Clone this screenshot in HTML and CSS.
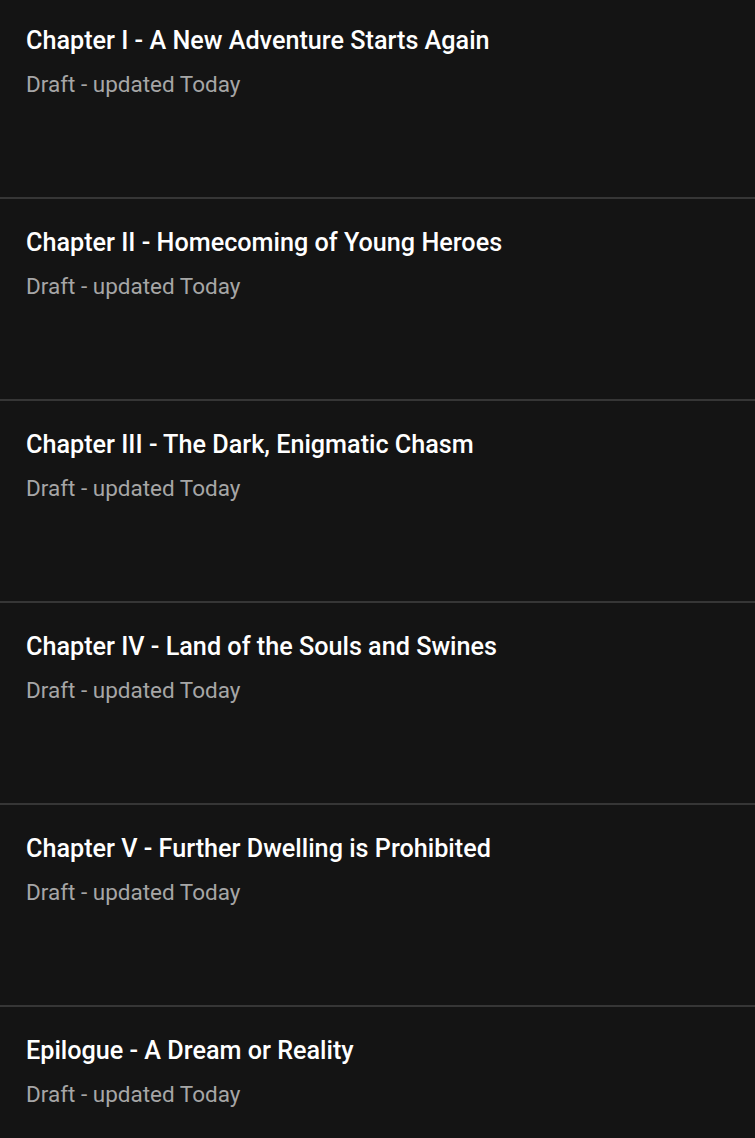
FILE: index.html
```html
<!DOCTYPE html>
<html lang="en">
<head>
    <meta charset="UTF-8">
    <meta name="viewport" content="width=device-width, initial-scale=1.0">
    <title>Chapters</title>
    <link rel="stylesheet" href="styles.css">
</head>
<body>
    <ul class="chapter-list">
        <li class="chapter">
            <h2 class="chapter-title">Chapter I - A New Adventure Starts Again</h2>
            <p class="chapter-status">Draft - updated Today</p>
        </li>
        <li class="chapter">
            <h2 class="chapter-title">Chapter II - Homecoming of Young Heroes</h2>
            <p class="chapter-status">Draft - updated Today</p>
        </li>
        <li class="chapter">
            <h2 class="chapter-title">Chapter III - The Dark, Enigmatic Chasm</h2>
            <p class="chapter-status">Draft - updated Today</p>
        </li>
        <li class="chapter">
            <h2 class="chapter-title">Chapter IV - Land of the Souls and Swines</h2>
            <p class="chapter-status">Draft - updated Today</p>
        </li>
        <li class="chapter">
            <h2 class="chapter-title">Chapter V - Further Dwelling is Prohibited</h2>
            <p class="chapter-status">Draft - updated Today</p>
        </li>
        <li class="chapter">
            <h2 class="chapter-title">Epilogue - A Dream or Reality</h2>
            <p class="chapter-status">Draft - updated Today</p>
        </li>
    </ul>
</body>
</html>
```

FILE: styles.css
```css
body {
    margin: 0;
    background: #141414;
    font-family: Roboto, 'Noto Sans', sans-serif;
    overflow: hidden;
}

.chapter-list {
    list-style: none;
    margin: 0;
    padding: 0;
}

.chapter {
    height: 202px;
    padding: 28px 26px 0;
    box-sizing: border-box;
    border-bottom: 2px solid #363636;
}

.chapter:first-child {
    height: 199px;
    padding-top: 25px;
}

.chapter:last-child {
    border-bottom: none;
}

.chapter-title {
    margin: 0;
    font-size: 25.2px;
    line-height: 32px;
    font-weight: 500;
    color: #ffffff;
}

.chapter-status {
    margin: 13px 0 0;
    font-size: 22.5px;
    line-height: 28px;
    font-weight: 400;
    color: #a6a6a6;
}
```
------------------------
● What the exercise asks: Reproduce all of the material exactly, apart from the pictures.

● Exercise result:
Clone this screenshot in HTML and CSS.
FILE: index.html
```html
<!DOCTYPE html>
<html lang="en">
<head>
    <meta charset="UTF-8">
    <meta name="viewport" content="width=device-width, initial-scale=1.0">
    <title>Chapters</title>
    <link rel="stylesheet" href="styles.css">
</head>
<body>
    <ul class="chapter-list">
        <li class="chapter">
            <h2 class="chapter-title">Chapter I - A New Adventure Starts Again</h2>
            <p class="chapter-status">Draft - updated Today</p>
        </li>
        <li class="chapter">
            <h2 class="chapter-title">Chapter II - Homecoming of Young Heroes</h2>
            <p class="chapter-status">Draft - updated Today</p>
        </li>
        <li class="chapter">
            <h2 class="chapter-title">Chapter III - The Dark, Enigmatic Chasm</h2>
            <p class="chapter-status">Draft - updated Today</p>
        </li>
        <li class="chapter">
            <h2 class="chapter-title">Chapter IV - Land of the Souls and Swines</h2>
            <p class="chapter-status">Draft - updated Today</p>
        </li>
        <li class="chapter">
            <h2 class="chapter-title">Chapter V - Further Dwelling is Prohibited</h2>
            <p class="chapter-status">Draft - updated Today</p>
        </li>
        <li class="chapter">
            <h2 class="chapter-title">Epilogue - A Dream or Reality</h2>
            <p class="chapter-status">Draft - updated Today</p>
        </li>
    </ul>
</body>
</html>
```

FILE: styles.css
```css
body {
    margin: 0;
    background: #141414;
    font-family: Roboto, 'Noto Sans', sans-serif;
    overflow: hidden;
}

.chapter-list {
    list-style: none;
    margin: 0;
    padding: 0;
}

.chapter {
    height: 202px;
    padding: 28px 26px 0;
    box-sizing: border-box;
    border-bottom: 2px solid #363636;
}

.chapter:first-child {
    height: 199px;
    padding-top: 25px;
}

.chapter:last-child {
    border-bottom: none;
}

.chapter-title {
    margin: 0;
    font-size: 25.2px;
    line-height: 32px;
    font-weight: 500;
    color: #ffffff;
}

.chapter-status {
    margin: 13px 0 0;
    font-size: 22.5px;
    line-height: 28px;
    font-weight: 400;
    color: #a6a6a6;
}
```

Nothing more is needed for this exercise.